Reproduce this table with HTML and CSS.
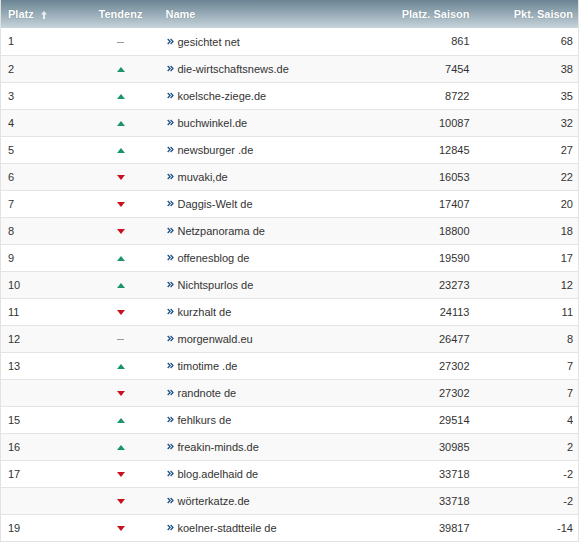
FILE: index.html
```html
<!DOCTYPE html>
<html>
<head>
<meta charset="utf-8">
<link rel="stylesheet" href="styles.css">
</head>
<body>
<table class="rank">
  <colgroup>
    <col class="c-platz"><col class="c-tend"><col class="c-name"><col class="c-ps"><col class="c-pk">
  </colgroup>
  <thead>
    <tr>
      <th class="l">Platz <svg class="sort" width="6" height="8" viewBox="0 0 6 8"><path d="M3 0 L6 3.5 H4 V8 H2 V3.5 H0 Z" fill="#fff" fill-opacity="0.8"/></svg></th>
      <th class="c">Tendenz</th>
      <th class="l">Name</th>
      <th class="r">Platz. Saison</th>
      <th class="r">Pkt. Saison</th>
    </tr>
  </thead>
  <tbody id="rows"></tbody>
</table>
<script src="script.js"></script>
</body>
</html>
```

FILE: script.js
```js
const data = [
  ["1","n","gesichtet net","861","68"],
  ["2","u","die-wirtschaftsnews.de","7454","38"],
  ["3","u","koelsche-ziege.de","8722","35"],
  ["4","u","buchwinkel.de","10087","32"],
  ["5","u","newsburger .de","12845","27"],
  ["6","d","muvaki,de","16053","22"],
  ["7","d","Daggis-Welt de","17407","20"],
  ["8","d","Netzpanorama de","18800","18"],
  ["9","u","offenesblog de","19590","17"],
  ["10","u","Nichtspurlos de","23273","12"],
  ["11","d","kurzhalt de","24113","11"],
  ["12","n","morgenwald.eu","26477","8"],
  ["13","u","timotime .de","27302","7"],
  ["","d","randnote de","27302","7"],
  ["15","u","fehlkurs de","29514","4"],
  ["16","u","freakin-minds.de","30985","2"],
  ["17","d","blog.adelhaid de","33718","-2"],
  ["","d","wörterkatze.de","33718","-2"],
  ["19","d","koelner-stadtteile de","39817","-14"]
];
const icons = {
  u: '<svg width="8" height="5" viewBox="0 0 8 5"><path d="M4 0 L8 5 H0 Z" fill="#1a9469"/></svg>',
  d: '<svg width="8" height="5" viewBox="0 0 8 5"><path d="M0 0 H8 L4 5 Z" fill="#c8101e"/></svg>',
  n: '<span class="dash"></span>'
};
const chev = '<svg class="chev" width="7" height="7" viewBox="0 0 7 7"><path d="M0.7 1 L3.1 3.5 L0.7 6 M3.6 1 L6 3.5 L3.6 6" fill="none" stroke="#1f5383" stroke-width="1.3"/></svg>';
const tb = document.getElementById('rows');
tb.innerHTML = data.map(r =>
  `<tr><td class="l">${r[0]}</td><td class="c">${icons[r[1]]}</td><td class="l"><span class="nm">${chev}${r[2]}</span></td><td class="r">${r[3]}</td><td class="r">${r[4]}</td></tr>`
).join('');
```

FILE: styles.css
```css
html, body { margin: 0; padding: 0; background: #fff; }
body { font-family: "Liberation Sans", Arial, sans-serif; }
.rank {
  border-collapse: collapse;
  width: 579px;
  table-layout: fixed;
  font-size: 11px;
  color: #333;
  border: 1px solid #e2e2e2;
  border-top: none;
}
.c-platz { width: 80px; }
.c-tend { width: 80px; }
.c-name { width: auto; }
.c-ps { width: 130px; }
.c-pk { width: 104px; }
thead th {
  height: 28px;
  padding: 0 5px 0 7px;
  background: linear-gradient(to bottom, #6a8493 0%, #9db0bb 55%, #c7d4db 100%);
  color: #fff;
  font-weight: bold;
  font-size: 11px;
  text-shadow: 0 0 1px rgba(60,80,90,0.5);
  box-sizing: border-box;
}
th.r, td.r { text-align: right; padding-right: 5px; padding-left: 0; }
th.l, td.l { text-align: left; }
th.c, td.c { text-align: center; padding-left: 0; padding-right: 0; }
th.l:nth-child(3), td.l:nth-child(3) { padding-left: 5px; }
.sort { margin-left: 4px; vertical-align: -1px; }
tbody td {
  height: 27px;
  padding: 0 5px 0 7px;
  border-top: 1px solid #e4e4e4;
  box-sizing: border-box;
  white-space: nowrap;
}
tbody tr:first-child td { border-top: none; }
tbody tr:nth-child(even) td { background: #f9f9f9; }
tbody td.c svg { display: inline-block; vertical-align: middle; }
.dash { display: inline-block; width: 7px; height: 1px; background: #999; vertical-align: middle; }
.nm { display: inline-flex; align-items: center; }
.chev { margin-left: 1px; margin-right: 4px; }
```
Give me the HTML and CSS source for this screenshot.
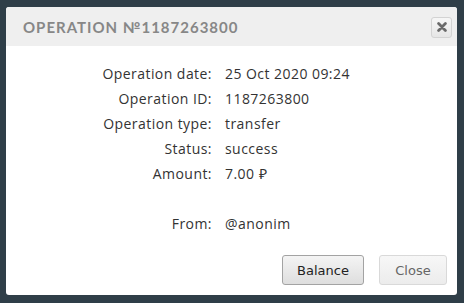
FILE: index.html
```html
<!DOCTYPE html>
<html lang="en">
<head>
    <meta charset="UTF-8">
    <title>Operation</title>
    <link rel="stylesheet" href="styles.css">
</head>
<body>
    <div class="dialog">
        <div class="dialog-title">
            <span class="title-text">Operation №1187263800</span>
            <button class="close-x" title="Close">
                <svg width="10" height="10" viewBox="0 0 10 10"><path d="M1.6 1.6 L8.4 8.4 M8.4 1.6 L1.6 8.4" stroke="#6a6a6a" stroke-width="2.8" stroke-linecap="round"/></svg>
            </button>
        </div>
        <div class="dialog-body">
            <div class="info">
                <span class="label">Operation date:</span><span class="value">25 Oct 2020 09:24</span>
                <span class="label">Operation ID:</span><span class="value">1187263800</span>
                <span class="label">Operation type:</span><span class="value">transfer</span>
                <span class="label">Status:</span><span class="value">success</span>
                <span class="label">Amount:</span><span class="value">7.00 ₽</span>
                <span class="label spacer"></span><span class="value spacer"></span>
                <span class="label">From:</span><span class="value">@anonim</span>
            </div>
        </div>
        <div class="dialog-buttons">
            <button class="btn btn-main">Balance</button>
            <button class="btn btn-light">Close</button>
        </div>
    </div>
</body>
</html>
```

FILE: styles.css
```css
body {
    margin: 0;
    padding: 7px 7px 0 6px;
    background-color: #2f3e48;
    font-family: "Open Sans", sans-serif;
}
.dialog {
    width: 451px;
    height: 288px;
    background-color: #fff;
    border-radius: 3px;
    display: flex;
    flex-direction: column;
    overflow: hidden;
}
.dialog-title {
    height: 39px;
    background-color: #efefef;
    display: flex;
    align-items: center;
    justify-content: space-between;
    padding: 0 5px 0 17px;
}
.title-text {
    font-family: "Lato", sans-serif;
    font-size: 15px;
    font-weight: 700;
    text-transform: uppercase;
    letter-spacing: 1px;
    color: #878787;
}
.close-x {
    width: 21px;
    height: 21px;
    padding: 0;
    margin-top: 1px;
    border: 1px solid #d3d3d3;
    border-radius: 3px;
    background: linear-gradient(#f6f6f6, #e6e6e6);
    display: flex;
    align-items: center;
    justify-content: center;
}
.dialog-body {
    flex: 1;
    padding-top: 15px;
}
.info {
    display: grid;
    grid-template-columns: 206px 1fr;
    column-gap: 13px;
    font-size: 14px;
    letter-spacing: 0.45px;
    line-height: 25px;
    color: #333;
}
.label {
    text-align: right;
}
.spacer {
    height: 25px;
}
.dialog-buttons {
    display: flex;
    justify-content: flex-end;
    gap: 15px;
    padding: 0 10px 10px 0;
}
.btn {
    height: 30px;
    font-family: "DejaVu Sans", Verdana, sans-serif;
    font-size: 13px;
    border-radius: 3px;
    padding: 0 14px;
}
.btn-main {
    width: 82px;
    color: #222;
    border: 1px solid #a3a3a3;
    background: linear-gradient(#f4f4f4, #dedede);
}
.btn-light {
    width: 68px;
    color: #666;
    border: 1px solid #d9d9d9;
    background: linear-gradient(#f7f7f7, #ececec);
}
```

━━━━━━━━━━

:: Stated task ::
Restate the records above in full, word for word. Keep pictures out.

:: Task response ::
Reproduce this table with HTML and CSS.
FILE: index.html
```html
<!DOCTYPE html>
<html>
<head>
<meta charset="utf-8">
<link rel="stylesheet" href="styles.css">
</head>
<body>
<table class="rank">
  <colgroup>
    <col class="c-platz"><col class="c-tend"><col class="c-name"><col class="c-ps"><col class="c-pk">
  </colgroup>
  <thead>
    <tr>
      <th class="l">Platz <svg class="sort" width="6" height="8" viewBox="0 0 6 8"><path d="M3 0 L6 3.5 H4 V8 H2 V3.5 H0 Z" fill="#fff" fill-opacity="0.8"/></svg></th>
      <th class="c">Tendenz</th>
      <th class="l">Name</th>
      <th class="r">Platz. Saison</th>
      <th class="r">Pkt. Saison</th>
    </tr>
  </thead>
  <tbody id="rows"></tbody>
</table>
<script src="script.js"></script>
</body>
</html>
```

FILE: script.js
```js
const data = [
  ["1","n","gesichtet net","861","68"],
  ["2","u","die-wirtschaftsnews.de","7454","38"],
  ["3","u","koelsche-ziege.de","8722","35"],
  ["4","u","buchwinkel.de","10087","32"],
  ["5","u","newsburger .de","12845","27"],
  ["6","d","muvaki,de","16053","22"],
  ["7","d","Daggis-Welt de","17407","20"],
  ["8","d","Netzpanorama de","18800","18"],
  ["9","u","offenesblog de","19590","17"],
  ["10","u","Nichtspurlos de","23273","12"],
  ["11","d","kurzhalt de","24113","11"],
  ["12","n","morgenwald.eu","26477","8"],
  ["13","u","timotime .de","27302","7"],
  ["","d","randnote de","27302","7"],
  ["15","u","fehlkurs de","29514","4"],
  ["16","u","freakin-minds.de","30985","2"],
  ["17","d","blog.adelhaid de","33718","-2"],
  ["","d","wörterkatze.de","33718","-2"],
  ["19","d","koelner-stadtteile de","39817","-14"]
];
const icons = {
  u: '<svg width="8" height="5" viewBox="0 0 8 5"><path d="M4 0 L8 5 H0 Z" fill="#1a9469"/></svg>',
  d: '<svg width="8" height="5" viewBox="0 0 8 5"><path d="M0 0 H8 L4 5 Z" fill="#c8101e"/></svg>',
  n: '<span class="dash"></span>'
};
const chev = '<svg class="chev" width="7" height="7" viewBox="0 0 7 7"><path d="M0.7 1 L3.1 3.5 L0.7 6 M3.6 1 L6 3.5 L3.6 6" fill="none" stroke="#1f5383" stroke-width="1.3"/></svg>';
const tb = document.getElementById('rows');
tb.innerHTML = data.map(r =>
  `<tr><td class="l">${r[0]}</td><td class="c">${icons[r[1]]}</td><td class="l"><span class="nm">${chev}${r[2]}</span></td><td class="r">${r[3]}</td><td class="r">${r[4]}</td></tr>`
).join('');
```

FILE: styles.css
```css
html, body { margin: 0; padding: 0; background: #fff; }
body { font-family: "Liberation Sans", Arial, sans-serif; }
.rank {
  border-collapse: collapse;
  width: 579px;
  table-layout: fixed;
  font-size: 11px;
  color: #333;
  border: 1px solid #e2e2e2;
  border-top: none;
}
.c-platz { width: 80px; }
.c-tend { width: 80px; }
.c-name { width: auto; }
.c-ps { width: 130px; }
.c-pk { width: 104px; }
thead th {
  height: 28px;
  padding: 0 5px 0 7px;
  background: linear-gradient(to bottom, #6a8493 0%, #9db0bb 55%, #c7d4db 100%);
  color: #fff;
  font-weight: bold;
  font-size: 11px;
  text-shadow: 0 0 1px rgba(60,80,90,0.5);
  box-sizing: border-box;
}
th.r, td.r { text-align: right; padding-right: 5px; padding-left: 0; }
th.l, td.l { text-align: left; }
th.c, td.c { text-align: center; padding-left: 0; padding-right: 0; }
th.l:nth-child(3), td.l:nth-child(3) { padding-left: 5px; }
.sort { margin-left: 4px; vertical-align: -1px; }
tbody td {
  height: 27px;
  padding: 0 5px 0 7px;
  border-top: 1px solid #e4e4e4;
  box-sizing: border-box;
  white-space: nowrap;
}
tbody tr:first-child td { border-top: none; }
tbody tr:nth-child(even) td { background: #f9f9f9; }
tbody td.c svg { display: inline-block; vertical-align: middle; }
.dash { display: inline-block; width: 7px; height: 1px; background: #999; vertical-align: middle; }
.nm { display: inline-flex; align-items: center; }
.chev { margin-left: 1px; margin-right: 4px; }
```
Give me the HTML and CSS source for this screenshot.
FILE: index.html
```html
<!DOCTYPE html>
<html lang="en">
<head>
    <meta charset="UTF-8">
    <title>Operation</title>
    <link rel="stylesheet" href="styles.css">
</head>
<body>
    <div class="dialog">
        <div class="dialog-title">
            <span class="title-text">Operation №1187263800</span>
            <button class="close-x" title="Close">
                <svg width="10" height="10" viewBox="0 0 10 10"><path d="M1.6 1.6 L8.4 8.4 M8.4 1.6 L1.6 8.4" stroke="#6a6a6a" stroke-width="2.8" stroke-linecap="round"/></svg>
            </button>
        </div>
        <div class="dialog-body">
            <div class="info">
                <span class="label">Operation date:</span><span class="value">25 Oct 2020 09:24</span>
                <span class="label">Operation ID:</span><span class="value">1187263800</span>
                <span class="label">Operation type:</span><span class="value">transfer</span>
                <span class="label">Status:</span><span class="value">success</span>
                <span class="label">Amount:</span><span class="value">7.00 ₽</span>
                <span class="label spacer"></span><span class="value spacer"></span>
                <span class="label">From:</span><span class="value">@anonim</span>
            </div>
        </div>
        <div class="dialog-buttons">
            <button class="btn btn-main">Balance</button>
            <button class="btn btn-light">Close</button>
        </div>
    </div>
</body>
</html>
```

FILE: styles.css
```css
body {
    margin: 0;
    padding: 7px 7px 0 6px;
    background-color: #2f3e48;
    font-family: "Open Sans", sans-serif;
}
.dialog {
    width: 451px;
    height: 288px;
    background-color: #fff;
    border-radius: 3px;
    display: flex;
    flex-direction: column;
    overflow: hidden;
}
.dialog-title {
    height: 39px;
    background-color: #efefef;
    display: flex;
    align-items: center;
    justify-content: space-between;
    padding: 0 5px 0 17px;
}
.title-text {
    font-family: "Lato", sans-serif;
    font-size: 15px;
    font-weight: 700;
    text-transform: uppercase;
    letter-spacing: 1px;
    color: #878787;
}
.close-x {
    width: 21px;
    height: 21px;
    padding: 0;
    margin-top: 1px;
    border: 1px solid #d3d3d3;
    border-radius: 3px;
    background: linear-gradient(#f6f6f6, #e6e6e6);
    display: flex;
    align-items: center;
    justify-content: center;
}
.dialog-body {
    flex: 1;
    padding-top: 15px;
}
.info {
    display: grid;
    grid-template-columns: 206px 1fr;
    column-gap: 13px;
    font-size: 14px;
    letter-spacing: 0.45px;
    line-height: 25px;
    color: #333;
}
.label {
    text-align: right;
}
.spacer {
    height: 25px;
}
.dialog-buttons {
    display: flex;
    justify-content: flex-end;
    gap: 15px;
    padding: 0 10px 10px 0;
}
.btn {
    height: 30px;
    font-family: "DejaVu Sans", Verdana, sans-serif;
    font-size: 13px;
    border-radius: 3px;
    padding: 0 14px;
}
.btn-main {
    width: 82px;
    color: #222;
    border: 1px solid #a3a3a3;
    background: linear-gradient(#f4f4f4, #dedede);
}
.btn-light {
    width: 68px;
    color: #666;
    border: 1px solid #d9d9d9;
    background: linear-gradient(#f7f7f7, #ececec);
}
```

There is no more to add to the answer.